-- What is required --
Which lines hold the string "this"? Copy every one of them.

***** Dataset content *****

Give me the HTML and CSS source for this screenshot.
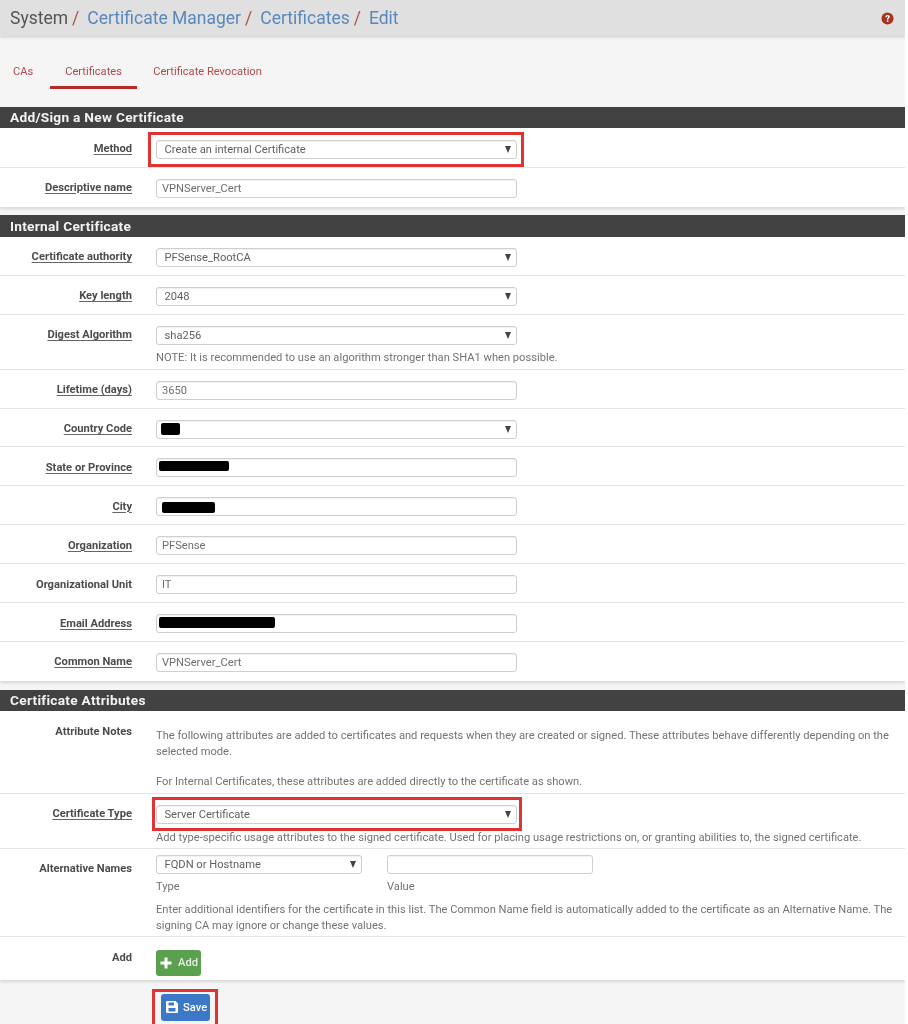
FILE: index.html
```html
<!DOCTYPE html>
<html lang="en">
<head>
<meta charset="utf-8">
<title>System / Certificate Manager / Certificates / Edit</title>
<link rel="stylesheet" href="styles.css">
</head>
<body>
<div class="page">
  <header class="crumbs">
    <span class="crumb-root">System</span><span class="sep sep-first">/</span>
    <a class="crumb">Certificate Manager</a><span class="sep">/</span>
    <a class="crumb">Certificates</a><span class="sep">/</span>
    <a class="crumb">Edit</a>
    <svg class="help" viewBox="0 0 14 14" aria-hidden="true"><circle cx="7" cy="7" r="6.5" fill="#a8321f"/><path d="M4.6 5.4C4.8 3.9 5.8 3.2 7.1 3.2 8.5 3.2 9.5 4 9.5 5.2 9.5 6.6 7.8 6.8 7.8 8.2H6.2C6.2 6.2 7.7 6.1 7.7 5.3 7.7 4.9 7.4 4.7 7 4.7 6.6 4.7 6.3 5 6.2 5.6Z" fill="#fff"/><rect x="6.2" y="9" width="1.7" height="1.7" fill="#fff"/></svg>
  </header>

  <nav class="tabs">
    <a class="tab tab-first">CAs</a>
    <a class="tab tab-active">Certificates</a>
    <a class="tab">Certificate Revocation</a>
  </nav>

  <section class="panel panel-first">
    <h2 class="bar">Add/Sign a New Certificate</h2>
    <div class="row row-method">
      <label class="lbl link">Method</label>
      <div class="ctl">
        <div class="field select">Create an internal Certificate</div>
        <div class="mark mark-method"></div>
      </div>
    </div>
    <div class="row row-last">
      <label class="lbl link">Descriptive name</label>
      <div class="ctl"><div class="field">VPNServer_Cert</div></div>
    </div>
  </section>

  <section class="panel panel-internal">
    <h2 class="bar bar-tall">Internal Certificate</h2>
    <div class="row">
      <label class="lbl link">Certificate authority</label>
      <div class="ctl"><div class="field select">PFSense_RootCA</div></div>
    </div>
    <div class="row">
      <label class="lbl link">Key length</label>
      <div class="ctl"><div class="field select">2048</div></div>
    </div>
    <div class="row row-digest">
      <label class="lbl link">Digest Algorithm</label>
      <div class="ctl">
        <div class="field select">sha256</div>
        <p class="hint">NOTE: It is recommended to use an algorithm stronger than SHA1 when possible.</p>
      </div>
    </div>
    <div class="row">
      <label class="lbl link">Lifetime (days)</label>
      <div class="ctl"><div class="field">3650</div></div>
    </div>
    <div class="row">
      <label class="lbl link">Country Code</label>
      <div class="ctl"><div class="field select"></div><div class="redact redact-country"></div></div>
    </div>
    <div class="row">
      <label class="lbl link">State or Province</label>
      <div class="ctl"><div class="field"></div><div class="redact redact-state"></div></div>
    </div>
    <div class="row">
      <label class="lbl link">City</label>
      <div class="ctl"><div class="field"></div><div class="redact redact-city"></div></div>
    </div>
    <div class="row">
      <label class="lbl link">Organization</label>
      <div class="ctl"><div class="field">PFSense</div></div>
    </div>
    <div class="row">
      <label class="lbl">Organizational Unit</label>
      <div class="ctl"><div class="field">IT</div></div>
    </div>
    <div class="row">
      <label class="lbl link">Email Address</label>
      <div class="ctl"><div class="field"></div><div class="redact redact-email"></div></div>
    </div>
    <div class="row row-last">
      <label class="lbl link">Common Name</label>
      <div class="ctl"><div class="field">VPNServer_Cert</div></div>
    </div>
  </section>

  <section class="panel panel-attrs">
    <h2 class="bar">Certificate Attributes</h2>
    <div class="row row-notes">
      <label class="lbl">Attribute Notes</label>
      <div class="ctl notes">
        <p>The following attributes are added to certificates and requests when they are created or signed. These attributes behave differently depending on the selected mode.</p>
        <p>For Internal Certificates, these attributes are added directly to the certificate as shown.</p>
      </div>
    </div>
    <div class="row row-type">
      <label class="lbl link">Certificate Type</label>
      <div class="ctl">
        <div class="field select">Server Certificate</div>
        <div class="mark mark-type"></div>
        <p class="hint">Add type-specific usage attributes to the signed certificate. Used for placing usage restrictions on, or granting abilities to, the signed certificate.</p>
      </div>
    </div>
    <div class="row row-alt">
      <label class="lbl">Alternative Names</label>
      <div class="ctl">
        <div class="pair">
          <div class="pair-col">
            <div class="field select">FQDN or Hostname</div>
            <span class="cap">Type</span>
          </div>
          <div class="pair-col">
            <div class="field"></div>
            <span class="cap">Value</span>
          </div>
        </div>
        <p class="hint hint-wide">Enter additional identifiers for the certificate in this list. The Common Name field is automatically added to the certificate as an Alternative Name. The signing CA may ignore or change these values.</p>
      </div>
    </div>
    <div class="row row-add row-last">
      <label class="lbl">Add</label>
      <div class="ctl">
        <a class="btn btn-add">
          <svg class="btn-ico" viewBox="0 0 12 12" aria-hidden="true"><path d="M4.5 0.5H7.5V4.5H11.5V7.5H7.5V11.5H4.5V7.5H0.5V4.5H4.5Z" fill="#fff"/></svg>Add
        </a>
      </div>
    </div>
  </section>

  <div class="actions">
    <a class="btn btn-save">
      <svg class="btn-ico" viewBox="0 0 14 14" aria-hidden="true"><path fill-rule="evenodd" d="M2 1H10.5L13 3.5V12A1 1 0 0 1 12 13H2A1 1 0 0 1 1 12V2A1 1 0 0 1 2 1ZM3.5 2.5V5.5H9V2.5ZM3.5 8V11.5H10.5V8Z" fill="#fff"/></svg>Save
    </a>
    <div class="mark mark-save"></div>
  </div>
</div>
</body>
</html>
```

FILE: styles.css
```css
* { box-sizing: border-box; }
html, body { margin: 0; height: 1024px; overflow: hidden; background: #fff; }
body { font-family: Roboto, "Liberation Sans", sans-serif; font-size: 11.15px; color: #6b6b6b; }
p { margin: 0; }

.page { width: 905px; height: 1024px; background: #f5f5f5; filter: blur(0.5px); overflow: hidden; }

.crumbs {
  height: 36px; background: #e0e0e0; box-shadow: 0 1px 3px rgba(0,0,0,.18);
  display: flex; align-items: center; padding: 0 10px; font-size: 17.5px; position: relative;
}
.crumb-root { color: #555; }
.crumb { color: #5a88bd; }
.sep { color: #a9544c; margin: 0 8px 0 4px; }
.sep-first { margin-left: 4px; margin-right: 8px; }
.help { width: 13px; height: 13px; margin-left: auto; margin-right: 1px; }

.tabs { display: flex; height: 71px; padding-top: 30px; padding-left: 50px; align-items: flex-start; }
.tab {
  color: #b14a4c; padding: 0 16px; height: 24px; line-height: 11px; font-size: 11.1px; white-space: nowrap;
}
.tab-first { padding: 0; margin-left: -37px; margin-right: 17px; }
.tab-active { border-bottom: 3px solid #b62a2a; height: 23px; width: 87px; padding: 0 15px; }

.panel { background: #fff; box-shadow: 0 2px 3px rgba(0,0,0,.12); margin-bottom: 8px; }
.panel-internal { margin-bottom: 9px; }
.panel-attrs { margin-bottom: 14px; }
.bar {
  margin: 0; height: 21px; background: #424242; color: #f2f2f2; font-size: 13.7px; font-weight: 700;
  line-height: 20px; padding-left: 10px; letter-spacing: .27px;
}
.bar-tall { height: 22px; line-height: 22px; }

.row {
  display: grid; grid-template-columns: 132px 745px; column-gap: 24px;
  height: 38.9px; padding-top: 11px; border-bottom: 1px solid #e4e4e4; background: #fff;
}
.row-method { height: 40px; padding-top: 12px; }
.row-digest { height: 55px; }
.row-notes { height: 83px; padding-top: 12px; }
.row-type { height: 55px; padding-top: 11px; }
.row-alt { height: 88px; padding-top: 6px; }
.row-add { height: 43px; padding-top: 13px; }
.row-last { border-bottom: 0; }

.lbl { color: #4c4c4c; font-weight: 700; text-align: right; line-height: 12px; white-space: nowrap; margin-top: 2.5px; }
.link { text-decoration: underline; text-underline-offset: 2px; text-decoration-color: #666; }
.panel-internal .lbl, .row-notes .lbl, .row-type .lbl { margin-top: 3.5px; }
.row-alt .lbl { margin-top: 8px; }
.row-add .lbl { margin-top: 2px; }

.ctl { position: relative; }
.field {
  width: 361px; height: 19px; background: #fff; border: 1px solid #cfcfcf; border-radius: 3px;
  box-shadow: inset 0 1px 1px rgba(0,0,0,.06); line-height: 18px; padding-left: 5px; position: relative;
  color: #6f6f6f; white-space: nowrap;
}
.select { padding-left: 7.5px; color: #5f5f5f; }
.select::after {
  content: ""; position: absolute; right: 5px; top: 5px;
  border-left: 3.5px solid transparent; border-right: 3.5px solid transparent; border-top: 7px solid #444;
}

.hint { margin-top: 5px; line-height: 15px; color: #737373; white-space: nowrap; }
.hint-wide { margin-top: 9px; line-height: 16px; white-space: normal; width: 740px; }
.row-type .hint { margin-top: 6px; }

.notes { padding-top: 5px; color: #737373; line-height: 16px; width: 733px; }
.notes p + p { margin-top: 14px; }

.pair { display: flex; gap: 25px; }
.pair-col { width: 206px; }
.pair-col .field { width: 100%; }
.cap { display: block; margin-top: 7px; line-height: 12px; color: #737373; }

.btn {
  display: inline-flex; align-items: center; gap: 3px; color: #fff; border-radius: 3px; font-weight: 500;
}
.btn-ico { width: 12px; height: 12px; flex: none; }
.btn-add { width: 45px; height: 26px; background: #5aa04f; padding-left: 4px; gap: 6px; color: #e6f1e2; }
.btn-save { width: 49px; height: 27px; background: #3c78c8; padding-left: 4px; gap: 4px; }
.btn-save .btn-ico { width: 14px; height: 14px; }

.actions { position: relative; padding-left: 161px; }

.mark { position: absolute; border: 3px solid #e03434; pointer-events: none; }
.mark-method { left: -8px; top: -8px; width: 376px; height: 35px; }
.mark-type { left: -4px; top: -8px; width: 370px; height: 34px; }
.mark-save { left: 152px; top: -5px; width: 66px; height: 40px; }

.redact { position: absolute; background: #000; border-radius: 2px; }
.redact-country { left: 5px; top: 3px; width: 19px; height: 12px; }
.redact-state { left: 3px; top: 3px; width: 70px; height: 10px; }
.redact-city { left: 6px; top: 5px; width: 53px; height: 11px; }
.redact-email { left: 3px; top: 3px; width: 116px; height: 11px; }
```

*****

-- Full answer --
Give me the HTML and CSS source for this screenshot.
        <p class="hint hint-wide">Enter additional identifiers for the certificate in this list. The Common Name field is automatically added to the certificate as an Alternative Name. The signing CA may ignore or change these values.</p>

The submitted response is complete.